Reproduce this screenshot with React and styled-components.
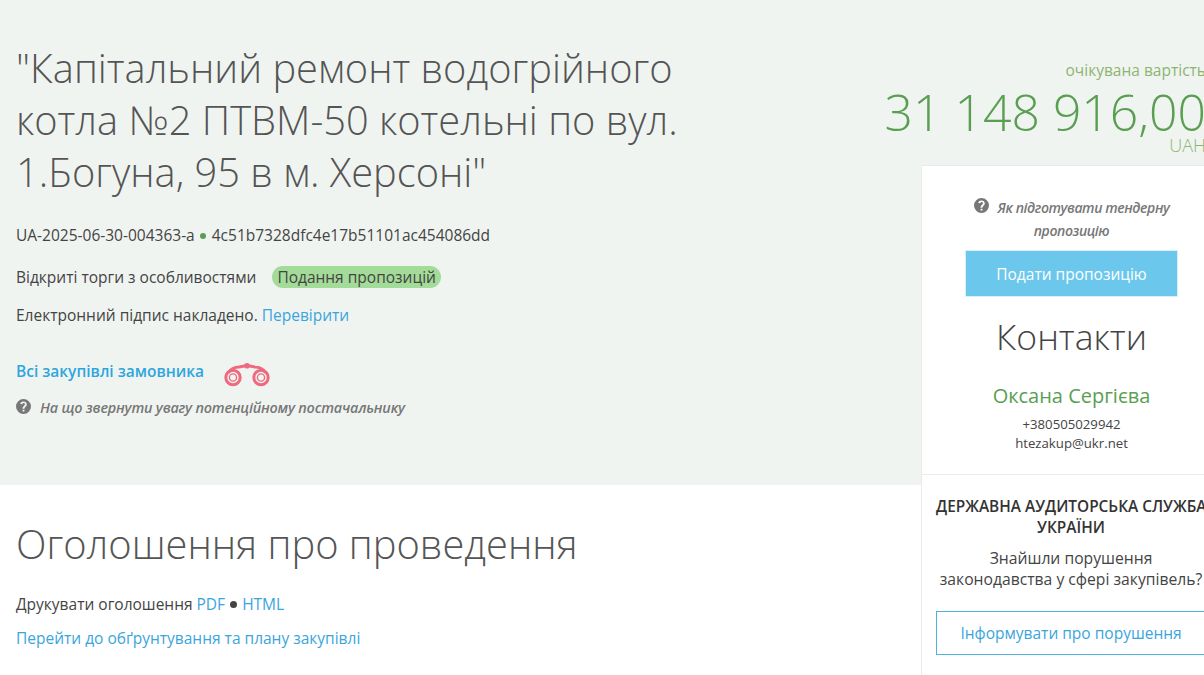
◆ ◆ ◆ ◆ ◆ ◆ ◆
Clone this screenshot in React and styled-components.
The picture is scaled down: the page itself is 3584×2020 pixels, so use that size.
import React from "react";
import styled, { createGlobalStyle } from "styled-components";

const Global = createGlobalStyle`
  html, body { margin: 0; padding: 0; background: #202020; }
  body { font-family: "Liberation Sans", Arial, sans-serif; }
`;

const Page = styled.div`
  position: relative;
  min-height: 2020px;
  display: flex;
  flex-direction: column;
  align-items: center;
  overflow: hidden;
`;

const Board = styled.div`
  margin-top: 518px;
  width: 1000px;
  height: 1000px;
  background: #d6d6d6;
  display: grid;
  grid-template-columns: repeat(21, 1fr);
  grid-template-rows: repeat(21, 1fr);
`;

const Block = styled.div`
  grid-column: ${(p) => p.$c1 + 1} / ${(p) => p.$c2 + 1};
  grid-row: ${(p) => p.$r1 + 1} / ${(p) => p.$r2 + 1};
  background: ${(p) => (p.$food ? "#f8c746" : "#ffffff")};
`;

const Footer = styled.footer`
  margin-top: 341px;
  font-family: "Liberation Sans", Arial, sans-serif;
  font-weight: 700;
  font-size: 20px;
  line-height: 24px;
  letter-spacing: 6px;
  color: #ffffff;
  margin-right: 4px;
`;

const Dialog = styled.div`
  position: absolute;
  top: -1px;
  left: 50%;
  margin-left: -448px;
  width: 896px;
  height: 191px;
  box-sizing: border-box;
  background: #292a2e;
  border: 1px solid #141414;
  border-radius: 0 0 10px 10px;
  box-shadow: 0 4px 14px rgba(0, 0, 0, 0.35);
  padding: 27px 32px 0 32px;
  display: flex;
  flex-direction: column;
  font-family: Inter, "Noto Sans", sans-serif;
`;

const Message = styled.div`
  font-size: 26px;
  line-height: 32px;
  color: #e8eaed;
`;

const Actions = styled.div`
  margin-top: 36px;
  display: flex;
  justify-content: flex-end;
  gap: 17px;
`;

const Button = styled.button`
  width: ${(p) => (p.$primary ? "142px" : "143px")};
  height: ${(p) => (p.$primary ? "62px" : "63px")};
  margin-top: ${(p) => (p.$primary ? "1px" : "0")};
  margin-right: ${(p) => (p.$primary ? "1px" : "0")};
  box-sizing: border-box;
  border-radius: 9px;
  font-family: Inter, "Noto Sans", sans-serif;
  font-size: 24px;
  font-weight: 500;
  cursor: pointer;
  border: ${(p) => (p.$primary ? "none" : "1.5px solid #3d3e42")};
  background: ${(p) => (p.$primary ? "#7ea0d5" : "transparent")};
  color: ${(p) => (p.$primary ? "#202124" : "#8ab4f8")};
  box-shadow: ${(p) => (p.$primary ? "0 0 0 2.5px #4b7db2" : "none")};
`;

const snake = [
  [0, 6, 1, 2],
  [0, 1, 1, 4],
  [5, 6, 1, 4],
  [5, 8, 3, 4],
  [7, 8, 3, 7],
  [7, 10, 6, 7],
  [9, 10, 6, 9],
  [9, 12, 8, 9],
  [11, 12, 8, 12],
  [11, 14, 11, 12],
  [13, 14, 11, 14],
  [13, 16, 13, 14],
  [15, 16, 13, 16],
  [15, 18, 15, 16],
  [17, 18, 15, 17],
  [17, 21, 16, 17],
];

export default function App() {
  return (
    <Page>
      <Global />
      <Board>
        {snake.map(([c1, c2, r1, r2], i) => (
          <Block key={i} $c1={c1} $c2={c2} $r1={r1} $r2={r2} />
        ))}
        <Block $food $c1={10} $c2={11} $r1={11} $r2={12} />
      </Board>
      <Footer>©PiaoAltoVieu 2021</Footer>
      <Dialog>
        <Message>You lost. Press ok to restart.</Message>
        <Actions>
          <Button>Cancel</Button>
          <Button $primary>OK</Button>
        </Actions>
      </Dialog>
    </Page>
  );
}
◆ ◆ ◆ ◆ ◆ ◆ ◆
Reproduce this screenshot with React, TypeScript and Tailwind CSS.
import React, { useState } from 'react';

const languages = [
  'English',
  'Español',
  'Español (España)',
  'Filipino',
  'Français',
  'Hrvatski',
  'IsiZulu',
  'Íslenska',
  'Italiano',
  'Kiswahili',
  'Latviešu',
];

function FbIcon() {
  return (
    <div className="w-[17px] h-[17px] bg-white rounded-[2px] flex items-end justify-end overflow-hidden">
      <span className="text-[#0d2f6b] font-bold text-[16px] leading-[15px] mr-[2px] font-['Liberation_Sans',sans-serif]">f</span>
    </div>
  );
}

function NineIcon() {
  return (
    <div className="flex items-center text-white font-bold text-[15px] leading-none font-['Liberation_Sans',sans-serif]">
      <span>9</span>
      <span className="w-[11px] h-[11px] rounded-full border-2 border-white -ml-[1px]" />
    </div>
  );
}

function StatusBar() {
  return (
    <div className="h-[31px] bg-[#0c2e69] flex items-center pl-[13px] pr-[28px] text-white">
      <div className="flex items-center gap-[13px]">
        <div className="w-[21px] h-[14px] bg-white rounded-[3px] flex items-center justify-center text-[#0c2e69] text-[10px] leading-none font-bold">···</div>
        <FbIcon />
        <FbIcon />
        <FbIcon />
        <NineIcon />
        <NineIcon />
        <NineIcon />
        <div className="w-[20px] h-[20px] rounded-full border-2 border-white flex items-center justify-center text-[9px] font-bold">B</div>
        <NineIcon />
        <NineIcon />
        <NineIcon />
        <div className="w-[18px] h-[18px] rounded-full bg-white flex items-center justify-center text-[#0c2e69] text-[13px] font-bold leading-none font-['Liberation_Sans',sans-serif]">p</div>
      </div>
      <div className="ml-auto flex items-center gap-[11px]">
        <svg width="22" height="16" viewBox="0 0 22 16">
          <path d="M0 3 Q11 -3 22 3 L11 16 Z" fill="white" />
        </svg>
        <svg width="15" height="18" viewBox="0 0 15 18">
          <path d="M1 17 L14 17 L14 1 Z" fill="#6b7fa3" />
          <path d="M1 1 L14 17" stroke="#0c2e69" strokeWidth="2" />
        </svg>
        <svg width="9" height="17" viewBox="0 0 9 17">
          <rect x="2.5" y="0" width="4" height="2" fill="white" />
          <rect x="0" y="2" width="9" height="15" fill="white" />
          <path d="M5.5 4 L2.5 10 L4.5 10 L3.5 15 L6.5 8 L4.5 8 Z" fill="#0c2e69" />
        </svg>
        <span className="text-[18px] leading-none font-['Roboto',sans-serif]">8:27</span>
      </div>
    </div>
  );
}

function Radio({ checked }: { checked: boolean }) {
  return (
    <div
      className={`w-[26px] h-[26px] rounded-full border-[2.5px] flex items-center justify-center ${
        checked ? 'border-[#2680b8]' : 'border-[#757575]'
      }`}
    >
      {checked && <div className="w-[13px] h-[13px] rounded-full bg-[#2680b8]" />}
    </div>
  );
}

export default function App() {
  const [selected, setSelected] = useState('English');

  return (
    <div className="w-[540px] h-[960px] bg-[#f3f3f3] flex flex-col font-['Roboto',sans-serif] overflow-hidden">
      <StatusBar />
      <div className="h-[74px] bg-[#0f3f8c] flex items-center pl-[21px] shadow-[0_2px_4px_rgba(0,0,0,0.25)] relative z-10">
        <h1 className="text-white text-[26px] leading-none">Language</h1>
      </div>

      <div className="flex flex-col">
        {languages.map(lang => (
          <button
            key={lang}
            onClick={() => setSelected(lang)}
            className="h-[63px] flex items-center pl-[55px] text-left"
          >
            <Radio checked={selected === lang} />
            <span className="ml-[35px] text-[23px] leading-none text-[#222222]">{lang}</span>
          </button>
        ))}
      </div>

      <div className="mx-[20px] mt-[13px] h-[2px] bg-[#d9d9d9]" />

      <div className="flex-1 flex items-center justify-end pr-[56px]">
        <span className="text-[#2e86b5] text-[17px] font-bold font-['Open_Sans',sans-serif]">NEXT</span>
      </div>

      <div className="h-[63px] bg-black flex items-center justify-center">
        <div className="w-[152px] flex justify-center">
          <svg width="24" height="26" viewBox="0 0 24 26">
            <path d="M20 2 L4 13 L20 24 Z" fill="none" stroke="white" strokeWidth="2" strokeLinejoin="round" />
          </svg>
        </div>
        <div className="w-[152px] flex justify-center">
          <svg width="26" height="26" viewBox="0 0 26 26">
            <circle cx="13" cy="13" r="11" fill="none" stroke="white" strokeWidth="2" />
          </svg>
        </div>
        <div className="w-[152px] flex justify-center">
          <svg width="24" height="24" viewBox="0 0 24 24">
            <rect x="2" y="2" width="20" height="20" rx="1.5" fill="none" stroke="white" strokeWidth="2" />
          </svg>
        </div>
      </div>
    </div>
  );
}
◆ ◆ ◆ ◆ ◆ ◆ ◆
§ What is needed
Using the records above, select and copy every line that has the word "screenshot".

§ Result for this task
Reproduce this screenshot with React and styled-components.
Clone this screenshot in React and styled-components.
Reproduce this screenshot with React, TypeScript and Tailwind CSS.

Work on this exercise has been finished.